Abstract 2201 Lipidomic and metabolomic response of skeletal muscle to short term disuse atrophy in middle-aged adults

Introduction Research on muscle disuse has primarily focused on the mechanisms underlying the regulation of muscle cell atrophy. The utilization of a modern 'omics' approach allows for a more extensive assessment of how skeletal muscle metabolism may contribute to disuse atrophy and reduced function. Methods Healthy, middle-aged adults (n=11; 57.1±1.5y; BMI 28.9±1.5kg·m-2; 6m, 5f) underwent 7 days of unilateral leg immobilization via unilateral lower limb suspension (ULLS).

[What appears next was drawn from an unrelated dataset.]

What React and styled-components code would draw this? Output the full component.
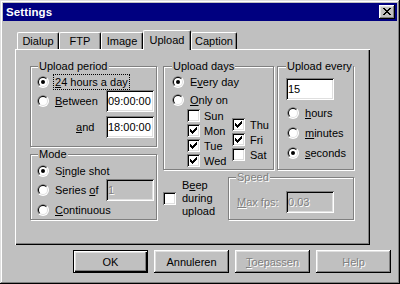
import React from 'react';
import styled, { createGlobalStyle } from 'styled-components';

const Global = createGlobalStyle`
  html, body { margin: 0; padding: 0; background: #c0c0c0; }
  body { font-family: "Liberation Sans", Arial, sans-serif; font-size: 11px; color: #000; }
  * { box-sizing: border-box; }
`;

const Window = styled.div`
  width: 400px;
  height: 284px;
  background: #c0c0c0;
  padding: 3px;
  box-shadow: inset -1px -1px #000, inset 1px 1px #dfdfdf, inset -2px -2px #808080, inset 2px 2px #fff;
  display: flex;
  flex-direction: column;
`;

const TitleBar = styled.div`
  flex: none;
  height: 18px;
  background: #000080;
  display: flex;
  align-items: center;
  justify-content: space-between;
  padding: 0 2px 0 3px;
`;

const Title = styled.span`
  color: #fff;
  font-weight: bold;
  font-size: 11.5px;
  letter-spacing: 0.1px;
`;

const CloseButton = styled.div`
  width: 16px;
  height: 14px;
  background: #c0c0c0;
  box-shadow: inset -1px -1px #000, inset 1px 1px #fff, inset -2px -2px #808080, inset 2px 2px #dfdfdf;
  display: flex;
  align-items: center;
  justify-content: center;
  padding: 0 1px 1px 0;
`;

const Body = styled.div`
  padding: 9px 0 0 12px;
  display: flex;
  flex-direction: column;
`;

const TabStrip = styled.div`
  height: 19px;
  display: flex;
  align-items: flex-end;
  padding-left: 2px;
`;

const Tab = styled.div`
  position: relative;
  z-index: ${p => (p.$active ? 1 : 0)};
  width: ${p => p.$w}px;
  height: ${p => (p.$active ? 20 : 17)}px;
  margin-bottom: ${p => (p.$active ? -1 : 0)}px;
  padding-bottom: ${p => (p.$active ? 2 : 0)}px;
  background: #c0c0c0;
  border-top: 1px solid #fff;
  border-left: 1px solid #fff;
  border-right: 1px solid #000;
  border-radius: 2px 2px 0 0;
  box-shadow: inset -1px 0 #808080;
  display: flex;
  align-items: center;
  justify-content: center;
`;

const Panel = styled.div`
  width: 355px;
  height: 196px;
  padding: 17px 0 0 15px;
  box-shadow: inset 1px 1px #fff, inset -1px -1px #000, inset -2px -2px #808080;
  display: flex;
`;

const LeftCol = styled.div`
  width: 127px;
  display: flex;
  flex-direction: column;
  gap: 7px;
`;

const RightArea = styled.div`
  width: 191px;
  margin-left: 6px;
  display: flex;
  flex-direction: column;
`;

const TopRow = styled.div`
  display: flex;
  gap: 3px;
`;

const BottomRow = styled.div`
  margin-top: 7px;
  display: flex;
  align-items: center;
`;

const Group = styled.div`
  flex: none;
  width: ${p => p.$w}px;
  height: ${p => p.$h}px;
  margin-left: ${p => p.$ml || '0'};
  padding: ${p => p.$pad};
  border: 1px solid #808080;
  box-shadow: inset 1px 1px #fff, 1px 1px #fff;
  display: flex;
  flex-direction: column;
`;

const Legend = styled.div`
  align-self: flex-start;
  height: 13px;
  line-height: 13px;
  margin: -7px 0 0 ${p => p.$ml}px;
  padding: 0 1px;
  background: #c0c0c0;
  white-space: nowrap;
  color: ${p => (p.$disabled ? '#808080' : '#000')};
  text-shadow: ${p => (p.$disabled ? '1px 1px 0 #fff' : 'none')};
`;

const Row = styled.div`
  flex: none;
  height: ${p => p.$h}px;
  margin-top: ${p => p.$mt || 0}px;
  margin-left: ${p => p.$ml || 0}px;
  display: flex;
  align-items: center;
  white-space: nowrap;
`;

const Label = styled.span`
  margin-left: 5px;
  padding: 0 1px;
  line-height: 14px;
  outline: ${p => (p.$focus ? '1px dotted #000' : 'none')};
`;

const Text = styled.span`
  margin-left: ${p => p.$ml || 0}px;
  color: ${p => (p.$disabled ? '#808080' : '#000')};
  text-shadow: ${p => (p.$disabled ? '1px 1px 0 #fff' : 'none')};
`;

const U = styled.span`
  text-decoration: underline;
  text-underline-offset: 1px;
`;

const Field = styled.div`
  flex: none;
  align-self: ${p => (p.$self ? p.$self : 'auto')};
  width: 48px;
  height: 22px;
  margin-left: ${p => p.$ml || '0'};
  margin-top: ${p => p.$mt || 0}px;
  padding: 0 2px;
  background: ${p => (p.$disabled ? '#c0c0c0' : '#fff')};
  color: ${p => (p.$disabled ? '#808080' : '#000')};
  text-shadow: ${p => (p.$disabled ? '1px 1px 0 #fff' : 'none')};
  box-shadow: inset 1px 1px #808080, inset -1px -1px #fff, inset 2px 2px #000, inset -2px -2px #dfdfdf;
  display: flex;
  align-items: center;
  white-space: nowrap;
`;

const Days = styled.div`
  display: flex;
  margin-left: 15px;
`;

const DayCol = styled.div`
  width: ${p => (p.$w ? `${p.$w}px` : 'auto')};
  margin-top: ${p => p.$mt || 0}px;
  display: flex;
  flex-direction: column;
`;

const DayRow = styled.div`
  height: 15px;
  display: flex;
  align-items: center;
  gap: ${p => p.$gap}px;
`;

const Box = styled.span`
  flex: none;
  width: 13px;
  height: 13px;
  background: #fff;
  box-shadow: inset 1px 1px #808080, inset -1px -1px #fff, inset 2px 2px #000, inset -2px -2px #dfdfdf;
  display: inline-flex;
`;

const CheckRow = styled.div`
  display: flex;
  align-items: center;
  gap: 6px;
`;

const MultiLine = styled.span`
  line-height: 13px;
`;

const ButtonRow = styled.div`
  margin-top: 5px;
  padding-right: 6px;
  display: flex;
  justify-content: flex-end;
  gap: 6px;
`;

const Button = styled.button`
  width: 75px;
  height: 23px;
  padding: 0;
  border: none;
  font: inherit;
  background: #c0c0c0;
  color: ${p => (p.$disabled ? '#808080' : '#000')};
  text-shadow: ${p => (p.$disabled ? '1px 1px 0 #fff' : 'none')};
  box-shadow: ${p =>
    p.$default
      ? 'inset 0 0 0 1px #000, inset 2px 2px #fff, inset -2px -2px #000, inset -3px -3px #808080, inset 3px 3px #dfdfdf'
      : 'inset -1px -1px #000, inset 1px 1px #fff, inset -2px -2px #808080, inset 2px 2px #dfdfdf'};
`;

function RadioMark({ checked }) {
  return (
    <svg width="12" height="12" viewBox="0 0 12 12" style={{ flex: 'none' }}>
      <circle cx="6" cy="6" r="6" fill="#fff" />
      <path d="M1.757 10.243 A6 6 0 0 1 10.243 1.757 Z" fill="#808080" />
      <circle cx="6" cy="6" r="5" fill="#dfdfdf" />
      <path d="M2.464 9.536 A5 5 0 0 1 9.536 2.464 Z" fill="#000" />
      <circle cx="6" cy="6" r="4" fill="#fff" />
      {checked && <circle cx="6" cy="6" r="2" fill="#000" />}
    </svg>
  );
}

const checkCols = [[3, 5], [4, 6], [5, 7], [6, 6], [7, 5], [8, 4], [9, 3]];

function CheckBox({ checked }) {
  return (
    <Box>
      {checked && (
        <svg width="13" height="13" viewBox="0 0 13 13" shapeRendering="crispEdges">
          {checkCols.map(([x, y]) => (
            <rect key={x} x={x} y={y} width="1" height="3" fill="#000" />
          ))}
        </svg>
      )}
    </Box>
  );
}

const xRows = ['XX....XX', '.XX..XX.', '..XXXX..', '...XX...', '..XXXX..', '.XX..XX.', 'XX....XX'];

function CloseGlyph() {
  return (
    <svg width="8" height="7" viewBox="0 0 8 7" shapeRendering="crispEdges">
      {xRows.flatMap((row, y) =>
        row.split('').map((c, x) => (c === 'X' ? <rect key={`${x}-${y}`} x={x} y={y} width="1" height="1" fill="#000" /> : null))
      )}
    </svg>
  );
}

function Day({ label, checked, gap }) {
  return (
    <DayRow $gap={gap}>
      <CheckBox checked={checked} />
      <span>{label}</span>
    </DayRow>
  );
}

const tabs = [
  { label: 'Dialup', w: 42 },
  { label: 'FTP', w: 42 },
  { label: 'Image', w: 42 },
  { label: 'Upload', w: 48, active: true },
  { label: 'Caption', w: 46 },
];

export default function App() {
  return (
    <>
      <Global />
      <Window>
        <TitleBar>
          <Title>Settings</Title>
          <CloseButton>
            <CloseGlyph />
          </CloseButton>
        </TitleBar>
        <Body>
          <TabStrip>
            {tabs.map(t => (
              <Tab key={t.label} $w={t.w} $active={t.active}>
                {t.label}
              </Tab>
            ))}
          </TabStrip>
          <Panel>
            <LeftCol>
              <Group $w={127} $h={81} $pad="0 2px 0 6px">
                <Legend $ml={1}>Upload period</Legend>
                <Row $h={16} $mt={1}>
                  <RadioMark checked />
                  <Label $focus>
                    <U>2</U>4 hours a day
                  </Label>
                </Row>
                <Row $h={22}>
                  <RadioMark />
                  <Label>
                    <U>B</U>etween
                  </Label>
                  <Field $ml="auto">09:00:00</Field>
                </Row>
                <Row $h={22} $mt={4}>
                  <Text $ml={39}>
                    <U>a</U>nd
                  </Text>
                  <Field $ml="auto">18:00:00</Field>
                </Row>
              </Group>
              <Group $w={127} $h={66} $pad="0 2px 0 6px">
                <Legend $ml={1}>Mode</Legend>
                <Row $h={16} $mt={2}>
                  <RadioMark checked />
                  <Label>
                    S<U>i</U>ngle shot
                  </Label>
                </Row>
                <Row $h={22}>
                  <RadioMark />
                  <Label>
                    Series <U>o</U>f
                  </Label>
                  <Field $ml="auto" $disabled>
                    1
                  </Field>
                </Row>
                <Row $h={16} $mt={1}>
                  <RadioMark />
                  <Label>
                    <U>C</U>ontinuous
                  </Label>
                </Row>
              </Group>
            </LeftCol>
            <RightArea>
              <TopRow>
                <Group $w={111} $h={104} $pad="0 2px 0 8px">
                  <Legend $ml={0}>Upload days</Legend>
                  <Row $h={16} $mt={1}>
                    <RadioMark checked />
                    <Label>
                      E<U>v</U>ery day
                    </Label>
                  </Row>
                  <Row $h={16} $mt={2}>
                    <RadioMark />
                    <Label>
                      <U>O</U>nly on
                    </Label>
                  </Row>
                  <Days>
                    <DayCol $w={45}>
                      <Day label="Sun" gap={4} />
                      <Day label="Mon" gap={4} checked />
                      <Day label="Tue" gap={4} checked />
                      <Day label="Wed" gap={4} checked />
                    </DayCol>
                    <DayCol $mt={9}>
                      <Day label="Thu" gap={5} checked />
                      <Day label="Fri" gap={5} checked />
                      <Day label="Sat" gap={5} />
                    </DayCol>
                  </Days>
                </Group>
                <Group $w={77} $h={104} $pad="0 2px 0 8px">
                  <Legend $ml={0}>Upload every</Legend>
                  <Field $mt={5} $self="flex-start">
                    15
                  </Field>
                  <Row $h={16} $mt={5} $ml={1}>
                    <RadioMark />
                    <Label>
                      <U>h</U>ours
                    </Label>
                  </Row>
                  <Row $h={16} $mt={4} $ml={1}>
                    <RadioMark />
                    <Label>
                      <U>m</U>inutes
                    </Label>
                  </Row>
                  <Row $h={16} $mt={4} $ml={1}>
                    <RadioMark checked />
                    <Label>
                      <U>s</U>econds
                    </Label>
                  </Row>
                </Group>
              </TopRow>
              <BottomRow>
                <CheckRow>
                  <CheckBox />
                  <MultiLine>
                    B<U>e</U>ep
                    <br />
                    during
                    <br />
                    upload
                  </MultiLine>
                </CheckRow>
                <Group $w={126} $h={43} $ml="auto" $pad="0 19px 0 8px">
                  <Legend $ml={-1} $disabled>
                    Speed
                  </Legend>
                  <Row $h={22} $mt={7}>
                    <Text $disabled>
                      <U>M</U>ax fps:
                    </Text>
                    <Field $ml="auto" $disabled>
                      0.03
                    </Field>
                  </Row>
                </Group>
              </BottomRow>
            </RightArea>
          </Panel>
          <ButtonRow>
            <Button $default>OK</Button>
            <Button>Annuleren</Button>
            <Button $disabled>
              <U>T</U>oepassen
            </Button>
            <Button $disabled>Help</Button>
          </ButtonRow>
        </Body>
      </Window>
    </>
  );
}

Muscle biopsies from the m vastus lateralis of the immobilized (IMM) were collected prior to and following immobilization. We used a targeted lipidomic and metabolomic approach to determine the effects of disuse atrophy on lipid molecular species and polar metabolites in skeletal muscle. Results A total of 960 individual lipids and 205 polar metabolites were identified. A paired samples t-test showed that after 7 days of unilateral leg immobilization 39 lipid molecular species and 3 polar metabolites were significantly increased, in contrast 9 lipid molecular species and 24 polar metabolites were significantly reduced (fold change > 2, P<0.05) in the IMM leg. Of these 39 lipid species that were elevated, 27 were phosphatidylglycerols and phosphatidylinositols. Pathway analysis found significant differences after immobilization. Amino acid metabolism, particularly phenylalanine, tyrosine and tryptophan metabolism pathways were significantly altered after disuse (P<0.05). More specifically metabolites in the arginine and glutamate metabolism pathway were less abundant after disuse (P<0.05). Conclusions Short-term muscle disuse atrophy in middle-aged humans increases specific lipid species (e.g., phosphatidylinositols and phosphatidylglycerols) while reducing pathways linked to specific amino acid metabolism (e.g., glutamate and arginine). Supported by: National Institute on Aging (NIA R01AG064386), The Claude D. Pepper Older Americans Independence Center (NIA P30AG071150), Aging and Institute for Translational Sciences-Clinical Research Center (NIH UL1TR001439).